_Exercise description_
Without the pictures, repeat the listing character for character.

### Data extract

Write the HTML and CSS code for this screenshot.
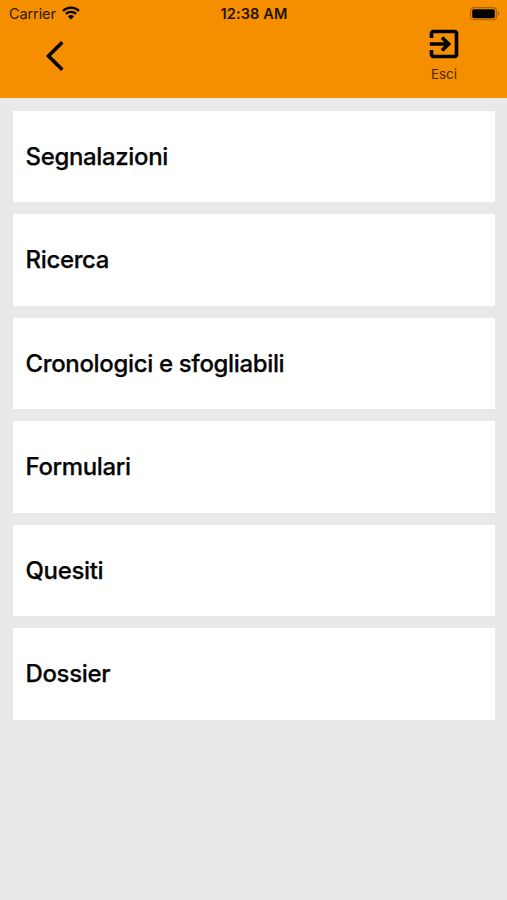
FILE: index.html
```html
<!DOCTYPE html>
<html lang="it">
<head>
<meta charset="utf-8">
<meta name="viewport" content="width=device-width, initial-scale=1">
<title>Menu</title>
<link rel="stylesheet" href="styles.css">
</head>
<body>
<header class="header">
  <div class="status">
    <div class="status-left">
      <span class="carrier">Carrier</span>
      <svg class="wifi" viewBox="0 0 18 14" width="18" height="14" aria-hidden="true">
        <path class="arc" d="M1 4.9a11.4 11.4 0 0 1 16 0M3.9 7.9a7.3 7.3 0 0 1 10.2 0"/>
        <path d="M9 13.5L5.9 10.4a4.4 4.4 0 0 1 6.2 0z"/>
      </svg>
    </div>
    <time class="clock">12:38 AM</time>
    <div class="status-right">
      <svg class="battery" viewBox="0 0 30 14" width="30" height="14" aria-hidden="true">
        <rect class="shell" x=".6" y=".6" width="25.8" height="12.2" rx="3.4"/>
        <rect x="2.2" y="2.2" width="22.6" height="9" rx="1.6"/>
        <path class="tip" d="M27.6 4.5v4.4q1.6-.6 1.6-2.2t-1.6-2.2z"/>
      </svg>
    </div>
  </div>
  <nav class="toolbar">
    <a class="back" aria-label="Indietro">
      <svg viewBox="0 0 20 32" width="20" height="32" aria-hidden="true"><path d="M17.3 2.2L3.5 16l13.8 13.8"/></svg>
    </a>
    <a class="exit">
      <svg viewBox="0 0 30 30" width="30" height="30" aria-hidden="true">
        <path d="M2.5 9V4.2a1.7 1.7 0 0 1 1.7-1.7h21.6a1.7 1.7 0 0 1 1.7 1.7v21.6a1.7 1.7 0 0 1-1.7 1.7H4.2a1.7 1.7 0 0 1-1.7-1.7V21M.8 15H19M13 8.4L19.6 15 13 21.6"/>
      </svg>
      <span>Esci</span>
    </a>
  </nav>
</header>
<main class="menu">
  <a class="card">Segnalazioni</a>
  <a class="card">Ricerca</a>
  <a class="card">Cronologici e sfogliabili</a>
  <a class="card">Formulari</a>
  <a class="card">Quesiti</a>
  <a class="card">Dossier</a>
</main>
</body>
</html>
```
FILE: styles.css
```css
* { box-sizing: border-box; }
body {
  margin: 0;
  min-height: 100vh;
  background: #e9e9e9;
  color: #060606;
  font-family: Inter, "Liberation Sans", sans-serif;
}
.header {
  height: 98.4px;
  background: #f58f00;
}
.status {
  display: grid;
  grid-template-columns: 1fr auto 1fr;
  height: 27px;
  padding: 0 7px 0 9px;
  align-items: center;
  font-size: 14.5px;
  line-height: 27px;
}
.status-left { display: flex; align-items: center; gap: 6px; color: #2b1900; }
.carrier { letter-spacing: -0.1px; }
.wifi { fill: #000; margin-top: -1px; }
.wifi .arc { fill: none; stroke: #000; stroke-width: 2.3; }
.clock { margin-left: -1px; font-weight: 600; letter-spacing: 0.15px; color: #1e1200; }
.status-right { display: flex; justify-content: flex-end; }
.battery .shell { fill: none; stroke: #a86300; stroke-width: 1.1; }
.battery .tip { fill: #a86300; }
.toolbar {
  display: flex;
  justify-content: space-between;
  padding: 2px 48px 0 45px;
}
.toolbar svg { display: block; fill: none; stroke: #000; stroke-width: 3.6; }
.back { padding-top: 11px; }
.exit {
  display: flex;
  flex-direction: column;
  align-items: center;
  font-size: 13.5px;
  line-height: 18px;
  color: #4a2b00;
}
.exit span { margin-top: 6px; }
.menu {
  display: flex;
  flex-direction: column;
  gap: 12.1px;
  padding: 12.4px 12.3px 0 13px;
}
.card {
  display: flex;
  align-items: center;
  height: 91.4px;
  padding-left: 12.5px;
  background: #fff;
  font-size: 24px;
  font-weight: 500;
  letter-spacing: -0.35px;
  -webkit-text-stroke: 0.25px #060606;
}
```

######

_Result_
Write the HTML and CSS code for this screenshot.
FILE: index.html
```html
<!DOCTYPE html>
<html lang="it">
<head>
<meta charset="utf-8">
<meta name="viewport" content="width=device-width, initial-scale=1">
<title>Menu</title>
<link rel="stylesheet" href="styles.css">
</head>
<body>
<header class="header">
  <div class="status">
    <div class="status-left">
      <span class="carrier">Carrier</span>
      <svg class="wifi" viewBox="0 0 18 14" width="18" height="14" aria-hidden="true">
        <path class="arc" d="M1 4.9a11.4 11.4 0 0 1 16 0M3.9 7.9a7.3 7.3 0 0 1 10.2 0"/>
        <path d="M9 13.5L5.9 10.4a4.4 4.4 0 0 1 6.2 0z"/>
      </svg>
    </div>
    <time class="clock">12:38 AM</time>
    <div class="status-right">
      <svg class="battery" viewBox="0 0 30 14" width="30" height="14" aria-hidden="true">
        <rect class="shell" x=".6" y=".6" width="25.8" height="12.2" rx="3.4"/>
        <rect x="2.2" y="2.2" width="22.6" height="9" rx="1.6"/>
        <path class="tip" d="M27.6 4.5v4.4q1.6-.6 1.6-2.2t-1.6-2.2z"/>
      </svg>
    </div>
  </div>
  <nav class="toolbar">
    <a class="back" aria-label="Indietro">
      <svg viewBox="0 0 20 32" width="20" height="32" aria-hidden="true"><path d="M17.3 2.2L3.5 16l13.8 13.8"/></svg>
    </a>
    <a class="exit">
      <svg viewBox="0 0 30 30" width="30" height="30" aria-hidden="true">
        <path d="M2.5 9V4.2a1.7 1.7 0 0 1 1.7-1.7h21.6a1.7 1.7 0 0 1 1.7 1.7v21.6a1.7 1.7 0 0 1-1.7 1.7H4.2a1.7 1.7 0 0 1-1.7-1.7V21M.8 15H19M13 8.4L19.6 15 13 21.6"/>
      </svg>
      <span>Esci</span>
    </a>
  </nav>
</header>
<main class="menu">
  <a class="card">Segnalazioni</a>
  <a class="card">Ricerca</a>
  <a class="card">Cronologici e sfogliabili</a>
  <a class="card">Formulari</a>
  <a class="card">Quesiti</a>
  <a class="card">Dossier</a>
</main>
</body>
</html>
```
FILE: styles.css
```css
* { box-sizing: border-box; }
body {
  margin: 0;
  min-height: 100vh;
  background: #e9e9e9;
  color: #060606;
  font-family: Inter, "Liberation Sans", sans-serif;
}
.header {
  height: 98.4px;
  background: #f58f00;
}
.status {
  display: grid;
  grid-template-columns: 1fr auto 1fr;
  height: 27px;
  padding: 0 7px 0 9px;
  align-items: center;
  font-size: 14.5px;
  line-height: 27px;
}
.status-left { display: flex; align-items: center; gap: 6px; color: #2b1900; }
.carrier { letter-spacing: -0.1px; }
.wifi { fill: #000; margin-top: -1px; }
.wifi .arc { fill: none; stroke: #000; stroke-width: 2.3; }
.clock { margin-left: -1px; font-weight: 600; letter-spacing: 0.15px; color: #1e1200; }
.status-right { display: flex; justify-content: flex-end; }
.battery .shell { fill: none; stroke: #a86300; stroke-width: 1.1; }
.battery .tip { fill: #a86300; }
.toolbar {
  display: flex;
  justify-content: space-between;
  padding: 2px 48px 0 45px;
}
.toolbar svg { display: block; fill: none; stroke: #000; stroke-width: 3.6; }
.back { padding-top: 11px; }
.exit {
  display: flex;
  flex-direction: column;
  align-items: center;
  font-size: 13.5px;
  line-height: 18px;
  color: #4a2b00;
}
.exit span { margin-top: 6px; }
.menu {
  display: flex;
  flex-direction: column;
  gap: 12.1px;
  padding: 12.4px 12.3px 0 13px;
}
.card {
  display: flex;
  align-items: center;
  height: 91.4px;
  padding-left: 12.5px;
  background: #fff;
  font-size: 24px;
  font-weight: 500;
  letter-spacing: -0.35px;
  -webkit-text-stroke: 0.25px #060606;
}
```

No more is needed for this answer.